神戸東須磨小教員間のいじめを「学校崩壊」の危機と警鐘鳴らすポスト

◆50項目超の嫌がらせ

 神戸市の市立東須磨小学校の教員らの同僚に対する度を超えた嫌がらせを地元新聞が報じ、各週刊誌が後追いしている。

 40代ベテランの女教師Aが30代・中堅の男性教師3人を引き連れて、20代半ばの男性教師Xに職員室内外で執拗(しつよう)にいじめを繰り返していた。AがXに激辛カレーを無理やり食べさせ大笑いしている動画が流出して、教育委員会など地元の教育機関が無視できず実態調査を始めた。

 週刊女性11月5日号によると「(いじめの内容は)関節技をかける、首を絞める、ビール瓶を口に突っ込ませ飲ませる、衣服を破る、乳首に掃除機を当て吸わせる、など50項目を超える」。そのため、X教員は「精神的に不安定な状態が続いています。PTSDのような症状」(Xの代理人)だという。

 週刊文春10月24日号によると、被害者は他に女教師Yや男性教師Zもいて、YとZはAから性行為を強要され、2人が拒否するとそれに近いことをやらされ、その証拠画像を送らされたという。悪ふざけが過ぎる。

 看過できないのは「X先生が受けたイジメ行為の中に、Aが児童に『Xの学級をめちゃくちゃにしたれ』とか『X先生のいうことは聞かんでええ』と話した」(神戸市関係者、同31日号)こと。子供たちのショックはいかばかりか、心の傷となるのが心配だ。

◆保護者説明会で弁明

 同校は保護者説明会を開き、加害者らは出席しなかったが聞き取り内容を紹介した中で、主体格のAは「自分の思いがあって接していたつもりです」と弁解がましいが、他の教員3人は「私の犯した行為は許されることではない」などいじめの事実を認めている。しかし週刊新潮(10月31日号)は、地元県警担当の記者から「県警は立件する方向で動いています」「容疑は暴行、傷害、強要、器物損壊などいくつかあり(中略)年度内に立件されるでしょう」というコメントを引き出している。

 徒党を組んだいじめがなぜ放置され続けたのか、各誌分析の中で、週刊ポスト11月1日号の識者のそれが最もしっくりきた。「日本は“教育の場である学校は介入されず自立しているべき”との信念が強く、トラブルが起きても法律に則って処罰するのではなく学校という閉ざされた空間の中で片付けようとします。暴力やいじめに走る教員が出てきても歯止めが効きにくい。一度いじめや嫌がらせの標的になると、そこから抜け出すのは困難です」

 また「職員室内での立場の強弱が固定化された状況があったのでしょう。いわば“職員室カースト”です。(中略)精神的に未熟な教諭が増えており、今回の事件は氷山の一角」と。そして全国の教育現場では、今「学校崩壊」という現象が起きているというのである。

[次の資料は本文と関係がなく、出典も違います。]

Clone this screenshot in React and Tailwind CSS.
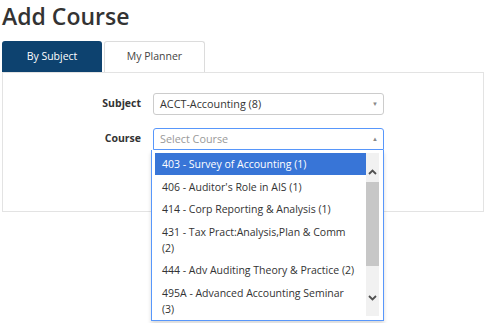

 一方、週刊新潮10月24日号では、このいじめ事件に対し「なぜ沈黙するのか…日教組」と題し、皮肉を利かせ、職場環境改善に取り組んできた日教組は、悪質な教員を教壇から追放するために立ち上がるべきだ、と言及している。

 今のところ、この問題で日教組は沈黙している。そこで、識者に言わせて「日教組は、外国人児童や性的マイノリティがいじめられたといった、政治が絡む案件にしか興味がない組織で、政治的パフォーマンスに使えないいじめには関わる気がないのです」と批判している。従来、職員室は聖域だったり、日教組の巣窟で、取材もままならなかったが、教育現場の倫理的なタガが外れ、スキャンダルが出てきているという視点で、週刊ポストの指摘に通じる。

◆義務教育の方向失う

 教員の指導力低下、自身の学力低下などが以前から言われてきたが、今度は教師間のいじめが発覚。大きく言えば、わが国の義務教育はその制度の金属疲労とともに、その方向を完全に見失っているのではないか。